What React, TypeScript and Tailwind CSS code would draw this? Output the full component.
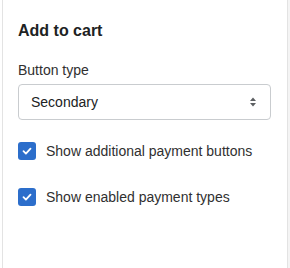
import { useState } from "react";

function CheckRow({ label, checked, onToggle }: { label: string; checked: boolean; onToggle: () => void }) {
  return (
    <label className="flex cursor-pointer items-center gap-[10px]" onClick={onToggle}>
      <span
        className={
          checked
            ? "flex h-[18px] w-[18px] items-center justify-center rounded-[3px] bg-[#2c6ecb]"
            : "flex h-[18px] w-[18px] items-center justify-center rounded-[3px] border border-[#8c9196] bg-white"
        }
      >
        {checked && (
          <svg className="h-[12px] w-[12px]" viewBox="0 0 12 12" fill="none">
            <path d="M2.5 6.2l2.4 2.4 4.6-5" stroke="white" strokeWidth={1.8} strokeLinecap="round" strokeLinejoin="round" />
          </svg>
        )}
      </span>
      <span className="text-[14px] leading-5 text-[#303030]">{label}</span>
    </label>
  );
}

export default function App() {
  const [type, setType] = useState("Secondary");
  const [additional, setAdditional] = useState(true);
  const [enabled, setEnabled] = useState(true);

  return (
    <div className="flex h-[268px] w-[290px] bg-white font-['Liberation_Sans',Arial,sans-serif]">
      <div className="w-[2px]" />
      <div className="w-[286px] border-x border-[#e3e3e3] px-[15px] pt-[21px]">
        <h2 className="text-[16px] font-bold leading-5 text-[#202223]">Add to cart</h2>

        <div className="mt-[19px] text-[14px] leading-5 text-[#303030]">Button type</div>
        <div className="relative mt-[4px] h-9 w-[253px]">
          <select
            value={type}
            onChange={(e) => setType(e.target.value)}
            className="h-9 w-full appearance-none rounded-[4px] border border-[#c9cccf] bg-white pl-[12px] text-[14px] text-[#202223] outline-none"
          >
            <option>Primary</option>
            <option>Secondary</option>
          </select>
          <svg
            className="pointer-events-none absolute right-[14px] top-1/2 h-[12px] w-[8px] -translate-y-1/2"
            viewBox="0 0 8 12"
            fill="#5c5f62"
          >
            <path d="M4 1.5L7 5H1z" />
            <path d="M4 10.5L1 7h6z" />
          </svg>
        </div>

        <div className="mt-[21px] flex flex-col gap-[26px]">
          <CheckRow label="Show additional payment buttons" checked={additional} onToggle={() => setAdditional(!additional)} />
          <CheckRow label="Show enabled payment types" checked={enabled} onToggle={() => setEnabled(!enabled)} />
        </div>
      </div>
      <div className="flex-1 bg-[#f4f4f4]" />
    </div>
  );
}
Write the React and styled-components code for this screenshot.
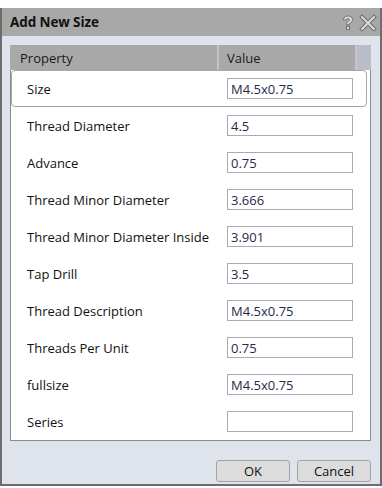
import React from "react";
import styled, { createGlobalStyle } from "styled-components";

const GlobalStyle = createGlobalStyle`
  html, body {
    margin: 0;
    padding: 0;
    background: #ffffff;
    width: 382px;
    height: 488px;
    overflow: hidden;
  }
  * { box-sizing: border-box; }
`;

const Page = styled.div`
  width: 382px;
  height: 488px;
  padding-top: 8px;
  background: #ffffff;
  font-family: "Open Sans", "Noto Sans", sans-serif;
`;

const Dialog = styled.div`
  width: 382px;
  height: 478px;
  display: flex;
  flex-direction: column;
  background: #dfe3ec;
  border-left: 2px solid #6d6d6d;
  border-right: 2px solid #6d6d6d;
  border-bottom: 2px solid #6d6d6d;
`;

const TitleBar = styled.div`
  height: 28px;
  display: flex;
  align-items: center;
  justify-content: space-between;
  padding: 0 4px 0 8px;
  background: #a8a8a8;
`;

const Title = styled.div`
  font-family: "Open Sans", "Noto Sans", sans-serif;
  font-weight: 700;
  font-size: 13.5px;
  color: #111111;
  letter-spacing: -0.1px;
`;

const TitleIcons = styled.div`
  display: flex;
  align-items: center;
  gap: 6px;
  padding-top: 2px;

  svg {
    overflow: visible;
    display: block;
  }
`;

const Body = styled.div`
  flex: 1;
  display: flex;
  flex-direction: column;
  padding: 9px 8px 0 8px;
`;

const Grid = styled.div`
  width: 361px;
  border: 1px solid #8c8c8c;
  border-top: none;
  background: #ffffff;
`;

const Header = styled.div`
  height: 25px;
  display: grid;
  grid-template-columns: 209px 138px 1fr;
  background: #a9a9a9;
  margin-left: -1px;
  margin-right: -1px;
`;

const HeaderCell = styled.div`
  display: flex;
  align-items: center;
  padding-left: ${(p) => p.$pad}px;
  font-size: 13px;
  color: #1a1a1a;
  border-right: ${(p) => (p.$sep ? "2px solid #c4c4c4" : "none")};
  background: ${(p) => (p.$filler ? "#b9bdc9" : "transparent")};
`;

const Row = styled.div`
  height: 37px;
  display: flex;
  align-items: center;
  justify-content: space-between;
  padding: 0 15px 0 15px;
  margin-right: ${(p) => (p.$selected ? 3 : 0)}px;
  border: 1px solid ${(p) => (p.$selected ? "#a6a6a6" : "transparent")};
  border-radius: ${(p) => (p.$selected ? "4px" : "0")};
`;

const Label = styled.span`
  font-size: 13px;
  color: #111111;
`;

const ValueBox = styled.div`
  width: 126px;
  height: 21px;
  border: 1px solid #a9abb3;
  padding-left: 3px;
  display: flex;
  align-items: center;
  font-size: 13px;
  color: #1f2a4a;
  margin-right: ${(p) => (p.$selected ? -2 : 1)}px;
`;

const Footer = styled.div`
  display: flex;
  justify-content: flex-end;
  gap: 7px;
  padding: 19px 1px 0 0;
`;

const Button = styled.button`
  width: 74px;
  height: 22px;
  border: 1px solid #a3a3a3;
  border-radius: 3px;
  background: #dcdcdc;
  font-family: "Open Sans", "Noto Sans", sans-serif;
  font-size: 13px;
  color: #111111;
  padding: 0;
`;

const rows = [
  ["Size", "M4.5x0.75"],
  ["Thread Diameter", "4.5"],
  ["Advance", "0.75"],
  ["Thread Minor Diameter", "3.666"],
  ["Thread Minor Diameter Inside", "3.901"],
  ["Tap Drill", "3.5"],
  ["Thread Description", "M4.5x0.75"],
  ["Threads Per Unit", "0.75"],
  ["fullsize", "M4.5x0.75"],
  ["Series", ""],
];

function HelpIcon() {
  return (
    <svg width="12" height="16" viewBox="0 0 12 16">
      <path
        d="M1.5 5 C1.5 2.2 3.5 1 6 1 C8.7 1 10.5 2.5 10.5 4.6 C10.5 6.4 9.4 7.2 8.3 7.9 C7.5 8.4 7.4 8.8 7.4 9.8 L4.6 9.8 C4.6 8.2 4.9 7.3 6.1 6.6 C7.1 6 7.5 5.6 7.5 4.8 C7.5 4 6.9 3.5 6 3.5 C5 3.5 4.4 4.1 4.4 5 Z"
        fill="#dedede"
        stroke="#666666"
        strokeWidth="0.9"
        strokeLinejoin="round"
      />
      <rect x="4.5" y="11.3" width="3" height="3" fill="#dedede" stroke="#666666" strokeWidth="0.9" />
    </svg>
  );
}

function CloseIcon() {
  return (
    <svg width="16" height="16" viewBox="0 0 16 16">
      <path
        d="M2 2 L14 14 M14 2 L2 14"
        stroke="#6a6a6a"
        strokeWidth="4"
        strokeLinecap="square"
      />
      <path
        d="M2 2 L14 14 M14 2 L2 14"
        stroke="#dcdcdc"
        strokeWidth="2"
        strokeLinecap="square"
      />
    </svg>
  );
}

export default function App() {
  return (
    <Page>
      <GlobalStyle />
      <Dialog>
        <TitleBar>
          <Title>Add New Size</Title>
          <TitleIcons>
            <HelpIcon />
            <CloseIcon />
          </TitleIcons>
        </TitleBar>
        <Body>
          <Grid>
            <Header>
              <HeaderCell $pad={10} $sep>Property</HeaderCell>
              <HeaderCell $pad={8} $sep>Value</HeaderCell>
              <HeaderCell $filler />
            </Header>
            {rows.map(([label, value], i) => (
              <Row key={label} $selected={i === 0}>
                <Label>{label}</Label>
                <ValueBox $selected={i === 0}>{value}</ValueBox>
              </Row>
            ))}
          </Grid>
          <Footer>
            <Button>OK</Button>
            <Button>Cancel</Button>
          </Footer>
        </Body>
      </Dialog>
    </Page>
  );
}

——

◆ **Stated task**
Collect every line with the string "components" from the records, and copy each.

◆ **Solved problem**
Write the React and styled-components code for this screenshot.
import styled, { createGlobalStyle } from "styled-components";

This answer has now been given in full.